TASK DIRECTIONS. Skip the pictures. Transcribe the rest of the data below without changing a word.

== DATA FOR THIS EXERCISE

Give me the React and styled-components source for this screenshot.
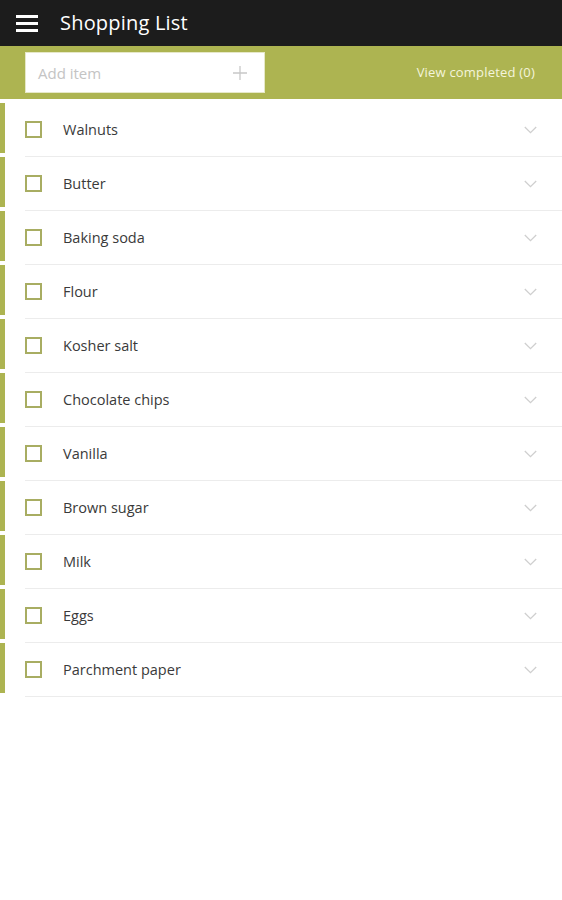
import React from 'react';
import styled, { createGlobalStyle } from 'styled-components';

const items = [
  'Walnuts',
  'Butter',
  'Baking soda',
  'Flour',
  'Kosher salt',
  'Chocolate chips',
  'Vanilla',
  'Brown sugar',
  'Milk',
  'Eggs',
  'Parchment paper',
];

const GlobalStyle = createGlobalStyle`
  body {
    margin: 0;
    background: #fff;
    font-family: "Open Sans", "Noto Sans", sans-serif;
  }
`;

const App = () => (
  <Page>
    <GlobalStyle />
    <Header>
      <Menu aria-label="menu">
        <span />
        <span />
        <span />
      </Menu>
      <Title>Shopping List</Title>
    </Header>
    <Toolbar>
      <AddBox>
        <AddText>Add item</AddText>
        <PlusIcon width="14" height="14" viewBox="0 0 14 14">
          <path d="M7 0v14M0 7h14" stroke="#c8c8c8" strokeWidth="1.3" fill="none" />
        </PlusIcon>
      </AddBox>
      <Completed>View completed (0)</Completed>
    </Toolbar>
    <List>
      {items.map(name => (
        <Item key={name}>
          <Accent />
          <Content>
            <Check />
            <Name>{name}</Name>
            <Chevron width="13" height="8" viewBox="0 0 13 8">
              <path d="M0.8 1l5.7 5.6L12.2 1" stroke="#cfcfcf" strokeWidth="1.3" fill="none" />
            </Chevron>
          </Content>
        </Item>
      ))}
    </List>
  </Page>
);

const Page = styled.div`
  width: 562px;
  min-height: 900px;
  background: #fff;
`;

const Header = styled.header`
  display: flex;
  align-items: center;
  height: 46px;
  background: #1c1c1c;
  padding-left: 16px;
`;

const Menu = styled.div`
  display: flex;
  flex-direction: column;
  gap: 4px;
  width: 22px;
  margin-right: 22px;

  span {
    display: block;
    height: 3px;
    background: #fff;
  }
`;

const Title = styled.h1`
  margin: 0 0 2px;
  color: #fff;
  font-size: 20px;
  font-weight: 400;
  letter-spacing: 0.2px;
`;

const Toolbar = styled.div`
  display: flex;
  align-items: center;
  justify-content: space-between;
  height: 53px;
  background: #adb451;
  padding: 0 27px 0 25px;
  box-sizing: border-box;
`;

const AddBox = styled.div`
  display: flex;
  align-items: center;
  justify-content: space-between;
  width: 240px;
  height: 41px;
  box-sizing: border-box;
  background: #fff;
  border: 1px solid #e6e8c8;
  padding: 0 17px 0 12px;
`;

const AddText = styled.span`
  color: #c4c4c4;
  font-size: 15px;
`;

const PlusIcon = styled.svg`
  display: block;
`;

const Completed = styled.span`
  color: #f4f4dc;
  font-size: 13px;
  letter-spacing: 0.2px;
  margin-bottom: 2px;
`;

const List = styled.ul`
  list-style: none;
  margin: 0;
  padding: 4px 0 0;
`;

const Item = styled.li`
  display: flex;
  align-items: flex-start;
  height: 54px;
`;

const Accent = styled.div`
  width: 5px;
  height: 50px;
  background: #adb451;
  flex-shrink: 0;
`;

const Content = styled.div`
  flex: 1;
  display: flex;
  align-items: center;
  height: 53px;
  margin-left: 20px;
  padding-right: 25px;
  border-bottom: 1px solid #ececec;
`;

const Check = styled.span`
  width: 17px;
  height: 17px;
  box-sizing: border-box;
  border: 2px solid #a8ad62;
  flex-shrink: 0;
  margin-top: -1px;
`;

const Name = styled.span`
  flex: 1;
  margin-left: 21px;
  color: #3a3a3a;
  font-size: 14.5px;
  margin-bottom: 1px;
`;

const Chevron = styled.svg`
  display: block;
`;

export default App;
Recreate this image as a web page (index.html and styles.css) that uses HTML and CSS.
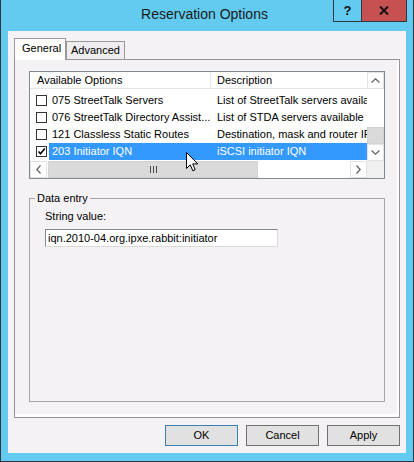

====

OUTPUT OF THE TASK.
Give me the React and styled-components source for this screenshot.
import React from 'react';
import styled, { createGlobalStyle } from 'styled-components';

const items = [
  'Walnuts',
  'Butter',
  'Baking soda',
  'Flour',
  'Kosher salt',
  'Chocolate chips',
  'Vanilla',
  'Brown sugar',
  'Milk',
  'Eggs',
  'Parchment paper',
];

const GlobalStyle = createGlobalStyle`
  body {
    margin: 0;
    background: #fff;
    font-family: "Open Sans", "Noto Sans", sans-serif;
  }
`;

const App = () => (
  <Page>
    <GlobalStyle />
    <Header>
      <Menu aria-label="menu">
        <span />
        <span />
        <span />
      </Menu>
      <Title>Shopping List</Title>
    </Header>
    <Toolbar>
      <AddBox>
        <AddText>Add item</AddText>
        <PlusIcon width="14" height="14" viewBox="0 0 14 14">
          <path d="M7 0v14M0 7h14" stroke="#c8c8c8" strokeWidth="1.3" fill="none" />
        </PlusIcon>
      </AddBox>
      <Completed>View completed (0)</Completed>
    </Toolbar>
    <List>
      {items.map(name => (
        <Item key={name}>
          <Accent />
          <Content>
            <Check />
            <Name>{name}</Name>
            <Chevron width="13" height="8" viewBox="0 0 13 8">
              <path d="M0.8 1l5.7 5.6L12.2 1" stroke="#cfcfcf" strokeWidth="1.3" fill="none" />
            </Chevron>
          </Content>
        </Item>
      ))}
    </List>
  </Page>
);

const Page = styled.div`
  width: 562px;
  min-height: 900px;
  background: #fff;
`;

const Header = styled.header`
  display: flex;
  align-items: center;
  height: 46px;
  background: #1c1c1c;
  padding-left: 16px;
`;

const Menu = styled.div`
  display: flex;
  flex-direction: column;
  gap: 4px;
  width: 22px;
  margin-right: 22px;

  span {
    display: block;
    height: 3px;
    background: #fff;
  }
`;

const Title = styled.h1`
  margin: 0 0 2px;
  color: #fff;
  font-size: 20px;
  font-weight: 400;
  letter-spacing: 0.2px;
`;

const Toolbar = styled.div`
  display: flex;
  align-items: center;
  justify-content: space-between;
  height: 53px;
  background: #adb451;
  padding: 0 27px 0 25px;
  box-sizing: border-box;
`;

const AddBox = styled.div`
  display: flex;
  align-items: center;
  justify-content: space-between;
  width: 240px;
  height: 41px;
  box-sizing: border-box;
  background: #fff;
  border: 1px solid #e6e8c8;
  padding: 0 17px 0 12px;
`;

const AddText = styled.span`
  color: #c4c4c4;
  font-size: 15px;
`;

const PlusIcon = styled.svg`
  display: block;
`;

const Completed = styled.span`
  color: #f4f4dc;
  font-size: 13px;
  letter-spacing: 0.2px;
  margin-bottom: 2px;
`;

const List = styled.ul`
  list-style: none;
  margin: 0;
  padding: 4px 0 0;
`;

const Item = styled.li`
  display: flex;
  align-items: flex-start;
  height: 54px;
`;

const Accent = styled.div`
  width: 5px;
  height: 50px;
  background: #adb451;
  flex-shrink: 0;
`;

const Content = styled.div`
  flex: 1;
  display: flex;
  align-items: center;
  height: 53px;
  margin-left: 20px;
  padding-right: 25px;
  border-bottom: 1px solid #ececec;
`;

const Check = styled.span`
  width: 17px;
  height: 17px;
  box-sizing: border-box;
  border: 2px solid #a8ad62;
  flex-shrink: 0;
  margin-top: -1px;
`;

const Name = styled.span`
  flex: 1;
  margin-left: 21px;
  color: #3a3a3a;
  font-size: 14.5px;
  margin-bottom: 1px;
`;

const Chevron = styled.svg`
  display: block;
`;

export default App;
Recreate this image as a web page (index.html and styles.css) that uses HTML and CSS.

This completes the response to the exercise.